Want to see what the job entails? Then check this out:
First, put on the pants and decide how much to cut off. This is best done by an assistant who can mark the cut line on the fabric with tailor's chalk or a black laundry marker (a short slash or dot will do). Keep in mind that the knickers should be long enough so as not to restrict movement. If they tug at your knee when you lift your leg, they're too short. By the way, the old "plus fours" tag referred to the finished length of the garment: knee length plus four inches. That's a good starting point, though you can always check the fit — before cutting — by having the wearer put his or her foot on a high stool and seeing where the prospective hemline falls. Don't forget that you'll need to finish the cuffs, too, and this requires an additional length of fabric. A couple of inches should be a generous allowance.
Once you've marked and cut the pants, turn them inside out and hem the first leg. (I show a doubled hem in the sketch. The finished hem is about three‑quarters of an inch wide.) A single line of stitching will suffice if you use a lockstitch. You can now turn your attention to the other leg. (See inset sketches B and C.)
It's easiest to use material from the pants' original cuff to make the adjustable tabs. Cut off four short segments and run a line of stitches along all the raw edges. Then sew three sturdy buttons on two of the strips and make reinforced buttonholes in the other two. The end result? Two pairs of tabs, each pair having both buttons and buttonhole. Now just stitch one pair of tabs — button and buttonhole — to each leg, centered over the outseam. (See inset sketches D–F.) That's it. You're finished.
It wasn't hard, was it? I told you there was no need to get your knickers in a twist!

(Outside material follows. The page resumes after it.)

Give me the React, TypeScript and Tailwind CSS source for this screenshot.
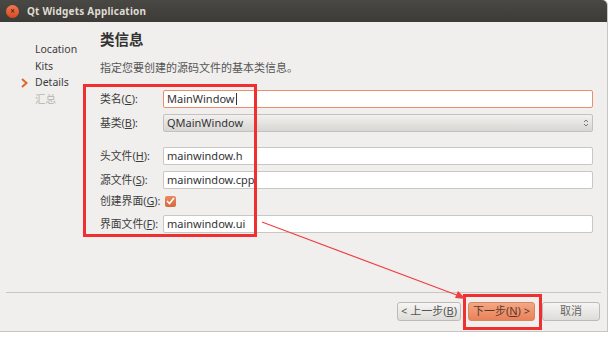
import React from 'react';

const fields = [
  { label: '头文件', key: 'H', value: 'mainwindow.h' },
  { label: '源文件', key: 'S', value: 'mainwindow.cpp' },
];

const Label: React.FC<{ text: string; k: string }> = ({ text, k }) => (
  <div className="w-[63px] shrink-0 whitespace-nowrap text-[10.8px] text-[#3c3c3c]">
    {text}(<span className="underline">{k}</span>):
  </div>
);

const TextField: React.FC<{ value: string; focused?: boolean; cursor?: boolean }> = ({ value, focused, cursor }) => (
  <div
    className={`flex-1 h-[18px] bg-white rounded-[2px] border flex items-center px-[3px] text-[11px] text-[#333] ${
      focused ? 'border-[#e8906e]' : 'border-[#c9c7c3]'
    }`}
  >
    {value}
    {cursor && <span className="w-px h-[12px] bg-[#333] ml-px" />}
  </div>
);

export default function App() {
  return (
    <div className="relative w-[615px] h-[341px] bg-white overflow-hidden" style={{ fontFamily: '"Noto Sans", "Noto Sans CJK SC", sans-serif' }}>
      <div className="w-[608px] h-[332px] bg-[#f0efed] rounded-tr-[5px] border-r border-b border-[#c8c6c2] flex flex-col">
        {/* title bar */}
        <div className="h-[22px] shrink-0 bg-gradient-to-b from-[#4a4844] to-[#3c3b37] rounded-tr-[5px] flex items-center px-[6px] gap-[8px]">
          <div className="w-[13px] h-[13px] rounded-full bg-gradient-to-b from-[#f27a50] to-[#d9471e] flex items-center justify-center text-[8px] leading-none text-[#5a2a18] font-bold">
            ×
          </div>
          <div className="text-[10px] font-bold text-[#dfdbd2] tracking-[0.2px]">Qt Widgets Application</div>
        </div>

        <div className="flex flex-1">
          {/* sidebar */}
          <div className="w-[100px] shrink-0 pt-[20px] text-[10.5px] text-[#3c3c3c]">
            {['Location', 'Kits', 'Details', '汇总'].map((item, i) => (
              <div key={item} className="relative h-[16.5px] flex items-center pl-[35px]">
                {i === 2 && (
                  <svg className="absolute left-[21px] top-[3px]" width="7" height="10" viewBox="0 0 7 10">
                    <path d="M1 1 L5.5 5 L1 9" fill="none" stroke="#e0662e" strokeWidth="2" />
                  </svg>
                )}
                <span className={i === 3 ? 'text-[#b5b3ae]' : ''}>{item}</span>
              </div>
            ))}
          </div>

          {/* main */}
          <div className="flex-1 flex flex-col pr-[14px]">
            <div className="pt-[7px] text-[14.5px] font-bold text-[#333]">类信息</div>
            <div className="mt-[9px] text-[11px] text-[#555]">指定您要创建的源码文件的基本类信息。</div>

            <div className="mt-[14px] flex flex-col">
              <div className="flex items-center h-[18px]">
                <Label text="类名" k="C" />
                <TextField value="MainWindow" focused cursor />
              </div>
              <div className="flex items-center h-[18px] mt-[6px]">
                <Label text="基类" k="B" />
                <div className="flex-1 h-[18px] rounded-[2px] border border-[#c4c2be] bg-gradient-to-b from-[#f2f1ef] to-[#d8d6d2] flex items-center justify-between px-[3px] text-[11px] text-[#333]">
                  QMainWindow
                  <svg width="6" height="10" viewBox="0 0 6 10">
                    <path d="M1 4 L3 2 L5 4 M1 6 L3 8 L5 6" fill="none" stroke="#777" strokeWidth="1" />
                  </svg>
                </div>
              </div>

              <div className="flex flex-col gap-[6px] mt-[15px]">
                {fields.map((f) => (
                  <div key={f.key} className="flex items-center h-[18px]">
                    <Label text={f.label} k={f.key} />
                    <TextField value={f.value} />
                  </div>
                ))}
              </div>

              <div className="flex items-center h-[20px] mt-[2px]">
                <Label text="创建界面" k="G" />
                <div className="ml-[2px] w-[11px] h-[11px] rounded-[2px] bg-gradient-to-b from-[#e98a62] to-[#d46a3d] flex items-center justify-center">
                  <svg width="9" height="8" viewBox="0 0 9 8">
                    <path d="M1 4 L3.5 6.5 L8 1" fill="none" stroke="#fff" strokeWidth="1.6" />
                  </svg>
                </div>
              </div>

              <div className="flex items-center h-[18px] mt-[4px]">
                <Label text="界面文件" k="F" />
                <TextField value="mainwindow.ui" />
              </div>
            </div>
          </div>
        </div>

        {/* bottom */}
        <div className="mx-[6px] border-t border-[#c8c6c2]" />
        <div className="h-[38px] shrink-0 flex items-center justify-end gap-[7px] pr-[7px] pb-[1px] text-[11px]">
          <div className="w-[64px] h-[19px] rounded-[3px] border border-[#bdbbb7] bg-gradient-to-b from-[#f6f5f3] to-[#dedcd8] flex items-center justify-center text-[#555]">
            &lt; 上一步(<span className="underline">B</span>)
          </div>
          <div className="w-[67px] h-[19px] rounded-[3px] border border-[#d7875f] bg-gradient-to-b from-[#f5a683] to-[#e8825a] flex items-center justify-center text-[#5a3a2c]">
            下一步(<span className="underline">N</span>) &gt;
          </div>
          <div className="w-[58px] h-[19px] rounded-[3px] border border-[#bdbbb7] bg-gradient-to-b from-[#f6f5f3] to-[#dedcd8] flex items-center justify-center text-[#666]">
            取消
          </div>
        </div>
      </div>

      {/* annotations */}
      <div className="absolute left-[83px] top-[84px] w-[174px] h-[153px] border-[3px] border-[#f03030]" />
      <div className="absolute left-[463px] top-[294px] w-[79px] h-[36px] border-[3px] border-[#f03030]" />
      <svg className="absolute left-0 top-0 pointer-events-none" width="615" height="341">
        <line x1="262" y1="222" x2="462" y2="297" stroke="#f04040" strokeWidth="1.2" />
        <path d="M466 299 L455 298 L458 291 Z" fill="#f04040" />
      </svg>
    </div>
  );
}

Fashion doesn't cut much ice in the backcountry, and the paddler's wardrobe reflects this. Function is all. Which is why the disappearance of knickers from outfitters' shelves is hard to fathom. But don't despair. If you've got an old pair of sturdy pants gathering dust on a shelf somewhere in the house, you, too, can soon be the proud possessor of a bespoke pair of breeches. And now you know how it's done.